• **What to do**:
What follows is a block of records; reproduce all of it verbatim.

Entries with page source code
===
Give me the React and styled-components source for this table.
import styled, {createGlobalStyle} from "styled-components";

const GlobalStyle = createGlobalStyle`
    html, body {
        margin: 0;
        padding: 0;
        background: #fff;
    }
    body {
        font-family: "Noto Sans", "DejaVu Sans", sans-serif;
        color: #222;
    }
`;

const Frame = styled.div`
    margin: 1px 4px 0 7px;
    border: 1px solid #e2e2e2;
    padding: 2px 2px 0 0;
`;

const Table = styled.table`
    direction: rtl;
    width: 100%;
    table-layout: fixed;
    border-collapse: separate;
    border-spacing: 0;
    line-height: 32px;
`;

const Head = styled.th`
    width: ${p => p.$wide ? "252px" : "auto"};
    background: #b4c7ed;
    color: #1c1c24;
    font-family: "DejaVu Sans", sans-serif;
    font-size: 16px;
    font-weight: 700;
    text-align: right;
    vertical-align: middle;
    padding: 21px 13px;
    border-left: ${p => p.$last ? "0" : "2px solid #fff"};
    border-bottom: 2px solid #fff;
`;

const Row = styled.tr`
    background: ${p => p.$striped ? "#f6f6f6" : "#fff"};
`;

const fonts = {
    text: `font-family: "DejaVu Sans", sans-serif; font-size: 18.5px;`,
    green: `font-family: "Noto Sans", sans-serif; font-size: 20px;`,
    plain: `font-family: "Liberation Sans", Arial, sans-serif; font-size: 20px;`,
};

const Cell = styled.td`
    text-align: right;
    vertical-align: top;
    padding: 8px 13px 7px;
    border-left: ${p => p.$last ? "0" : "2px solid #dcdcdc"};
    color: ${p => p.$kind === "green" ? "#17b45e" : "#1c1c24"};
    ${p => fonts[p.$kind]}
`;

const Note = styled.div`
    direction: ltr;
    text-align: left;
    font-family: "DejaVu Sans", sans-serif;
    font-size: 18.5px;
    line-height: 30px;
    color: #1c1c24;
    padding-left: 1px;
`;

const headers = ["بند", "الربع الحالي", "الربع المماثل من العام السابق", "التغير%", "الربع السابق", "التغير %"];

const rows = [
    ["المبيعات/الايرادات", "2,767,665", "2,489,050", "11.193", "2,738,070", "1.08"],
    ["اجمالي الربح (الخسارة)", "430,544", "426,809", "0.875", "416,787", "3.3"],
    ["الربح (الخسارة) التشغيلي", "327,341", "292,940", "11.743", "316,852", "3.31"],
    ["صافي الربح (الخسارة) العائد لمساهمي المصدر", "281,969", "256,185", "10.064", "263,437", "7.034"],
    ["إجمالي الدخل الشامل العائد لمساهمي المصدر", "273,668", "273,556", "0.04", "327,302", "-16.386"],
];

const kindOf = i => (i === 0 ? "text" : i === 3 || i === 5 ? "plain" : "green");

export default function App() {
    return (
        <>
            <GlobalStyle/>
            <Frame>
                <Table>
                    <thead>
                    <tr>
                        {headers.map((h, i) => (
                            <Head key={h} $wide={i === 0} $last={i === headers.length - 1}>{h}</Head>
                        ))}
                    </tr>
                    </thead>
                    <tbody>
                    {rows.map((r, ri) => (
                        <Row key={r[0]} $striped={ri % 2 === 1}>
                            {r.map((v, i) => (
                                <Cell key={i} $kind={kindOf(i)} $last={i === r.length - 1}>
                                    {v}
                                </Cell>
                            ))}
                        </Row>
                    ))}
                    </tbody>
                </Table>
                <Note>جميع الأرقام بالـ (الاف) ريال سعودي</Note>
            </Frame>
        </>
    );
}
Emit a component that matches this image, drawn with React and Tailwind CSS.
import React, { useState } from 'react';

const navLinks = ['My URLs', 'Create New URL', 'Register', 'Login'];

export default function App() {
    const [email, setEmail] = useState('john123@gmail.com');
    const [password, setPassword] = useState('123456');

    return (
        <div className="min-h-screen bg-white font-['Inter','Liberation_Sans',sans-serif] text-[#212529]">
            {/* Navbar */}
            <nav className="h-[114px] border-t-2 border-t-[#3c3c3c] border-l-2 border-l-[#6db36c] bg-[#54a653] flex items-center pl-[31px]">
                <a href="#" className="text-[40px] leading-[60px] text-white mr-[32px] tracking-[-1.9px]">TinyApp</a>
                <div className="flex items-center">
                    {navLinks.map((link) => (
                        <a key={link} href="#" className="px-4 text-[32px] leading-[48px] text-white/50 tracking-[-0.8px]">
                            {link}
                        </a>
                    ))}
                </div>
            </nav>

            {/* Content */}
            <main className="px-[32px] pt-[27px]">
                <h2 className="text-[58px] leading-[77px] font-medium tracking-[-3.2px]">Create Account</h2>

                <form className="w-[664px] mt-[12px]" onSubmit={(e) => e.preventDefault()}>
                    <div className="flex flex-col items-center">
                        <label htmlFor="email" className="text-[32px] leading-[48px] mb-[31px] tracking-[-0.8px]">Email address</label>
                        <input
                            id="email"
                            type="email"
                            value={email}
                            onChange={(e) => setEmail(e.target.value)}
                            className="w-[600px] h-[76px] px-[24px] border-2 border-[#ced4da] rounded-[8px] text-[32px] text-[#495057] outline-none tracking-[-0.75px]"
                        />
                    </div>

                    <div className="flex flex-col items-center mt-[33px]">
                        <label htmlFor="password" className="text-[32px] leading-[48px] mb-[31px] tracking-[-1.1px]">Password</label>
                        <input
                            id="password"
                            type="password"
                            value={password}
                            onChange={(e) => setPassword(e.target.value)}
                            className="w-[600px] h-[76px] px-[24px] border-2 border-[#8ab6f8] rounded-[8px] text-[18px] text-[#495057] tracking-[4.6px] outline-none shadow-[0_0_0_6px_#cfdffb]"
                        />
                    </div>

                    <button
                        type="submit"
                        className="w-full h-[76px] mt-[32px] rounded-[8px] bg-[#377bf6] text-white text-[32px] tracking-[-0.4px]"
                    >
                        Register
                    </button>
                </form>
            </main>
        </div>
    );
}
===
• **Written reply**:
Give me the React and styled-components source for this table.
import styled, {createGlobalStyle} from "styled-components";

const GlobalStyle = createGlobalStyle`
    html, body {
        margin: 0;
        padding: 0;
        background: #fff;
    }
    body {
        font-family: "Noto Sans", "DejaVu Sans", sans-serif;
        color: #222;
    }
`;

const Frame = styled.div`
    margin: 1px 4px 0 7px;
    border: 1px solid #e2e2e2;
    padding: 2px 2px 0 0;
`;

const Table = styled.table`
    direction: rtl;
    width: 100%;
    table-layout: fixed;
    border-collapse: separate;
    border-spacing: 0;
    line-height: 32px;
`;

const Head = styled.th`
    width: ${p => p.$wide ? "252px" : "auto"};
    background: #b4c7ed;
    color: #1c1c24;
    font-family: "DejaVu Sans", sans-serif;
    font-size: 16px;
    font-weight: 700;
    text-align: right;
    vertical-align: middle;
    padding: 21px 13px;
    border-left: ${p => p.$last ? "0" : "2px solid #fff"};
    border-bottom: 2px solid #fff;
`;

const Row = styled.tr`
    background: ${p => p.$striped ? "#f6f6f6" : "#fff"};
`;

const fonts = {
    text: `font-family: "DejaVu Sans", sans-serif; font-size: 18.5px;`,
    green: `font-family: "Noto Sans", sans-serif; font-size: 20px;`,
    plain: `font-family: "Liberation Sans", Arial, sans-serif; font-size: 20px;`,
};

const Cell = styled.td`
    text-align: right;
    vertical-align: top;
    padding: 8px 13px 7px;
    border-left: ${p => p.$last ? "0" : "2px solid #dcdcdc"};
    color: ${p => p.$kind === "green" ? "#17b45e" : "#1c1c24"};
    ${p => fonts[p.$kind]}
`;

const Note = styled.div`
    direction: ltr;
    text-align: left;
    font-family: "DejaVu Sans", sans-serif;
    font-size: 18.5px;
    line-height: 30px;
    color: #1c1c24;
    padding-left: 1px;
`;

const headers = ["بند", "الربع الحالي", "الربع المماثل من العام السابق", "التغير%", "الربع السابق", "التغير %"];

const rows = [
    ["المبيعات/الايرادات", "2,767,665", "2,489,050", "11.193", "2,738,070", "1.08"],
    ["اجمالي الربح (الخسارة)", "430,544", "426,809", "0.875", "416,787", "3.3"],
    ["الربح (الخسارة) التشغيلي", "327,341", "292,940", "11.743", "316,852", "3.31"],
    ["صافي الربح (الخسارة) العائد لمساهمي المصدر", "281,969", "256,185", "10.064", "263,437", "7.034"],
    ["إجمالي الدخل الشامل العائد لمساهمي المصدر", "273,668", "273,556", "0.04", "327,302", "-16.386"],
];

const kindOf = i => (i === 0 ? "text" : i === 3 || i === 5 ? "plain" : "green");

export default function App() {
    return (
        <>
            <GlobalStyle/>
            <Frame>
                <Table>
                    <thead>
                    <tr>
                        {headers.map((h, i) => (
                            <Head key={h} $wide={i === 0} $last={i === headers.length - 1}>{h}</Head>
                        ))}
                    </tr>
                    </thead>
                    <tbody>
                    {rows.map((r, ri) => (
                        <Row key={r[0]} $striped={ri % 2 === 1}>
                            {r.map((v, i) => (
                                <Cell key={i} $kind={kindOf(i)} $last={i === r.length - 1}>
                                    {v}
                                </Cell>
                            ))}
                        </Row>
                    ))}
                    </tbody>
                </Table>
                <Note>جميع الأرقام بالـ (الاف) ريال سعودي</Note>
            </Frame>
        </>
    );
}
Emit a component that matches this image, drawn with React and Tailwind CSS.
import React, { useState } from 'react';

const navLinks = ['My URLs', 'Create New URL', 'Register', 'Login'];

export default function App() {
    const [email, setEmail] = useState('john123@gmail.com');
    const [password, setPassword] = useState('123456');

    return (
        <div className="min-h-screen bg-white font-['Inter','Liberation_Sans',sans-serif] text-[#212529]">
            {/* Navbar */}
            <nav className="h-[114px] border-t-2 border-t-[#3c3c3c] border-l-2 border-l-[#6db36c] bg-[#54a653] flex items-center pl-[31px]">
                <a href="#" className="text-[40px] leading-[60px] text-white mr-[32px] tracking-[-1.9px]">TinyApp</a>
                <div className="flex items-center">
                    {navLinks.map((link) => (
                        <a key={link} href="#" className="px-4 text-[32px] leading-[48px] text-white/50 tracking-[-0.8px]">
                            {link}
                        </a>
                    ))}
                </div>
            </nav>

            {/* Content */}
            <main className="px-[32px] pt-[27px]">
                <h2 className="text-[58px] leading-[77px] font-medium tracking-[-3.2px]">Create Account</h2>

                <form className="w-[664px] mt-[12px]" onSubmit={(e) => e.preventDefault()}>
                    <div className="flex flex-col items-center">
                        <label htmlFor="email" className="text-[32px] leading-[48px] mb-[31px] tracking-[-0.8px]">Email address</label>
                        <input
                            id="email"
                            type="email"
                            value={email}
                            onChange={(e) => setEmail(e.target.value)}
                            className="w-[600px] h-[76px] px-[24px] border-2 border-[#ced4da] rounded-[8px] text-[32px] text-[#495057] outline-none tracking-[-0.75px]"
                        />
                    </div>

                    <div className="flex flex-col items-center mt-[33px]">
                        <label htmlFor="password" className="text-[32px] leading-[48px] mb-[31px] tracking-[-1.1px]">Password</label>
                        <input
                            id="password"
                            type="password"
                            value={password}
                            onChange={(e) => setPassword(e.target.value)}
                            className="w-[600px] h-[76px] px-[24px] border-2 border-[#8ab6f8] rounded-[8px] text-[18px] text-[#495057] tracking-[4.6px] outline-none shadow-[0_0_0_6px_#cfdffb]"
                        />
                    </div>

                    <button
                        type="submit"
                        className="w-full h-[76px] mt-[32px] rounded-[8px] bg-[#377bf6] text-white text-[32px] tracking-[-0.4px]"
                    >
                        Register
                    </button>
                </form>
            </main>
        </div>
    );
}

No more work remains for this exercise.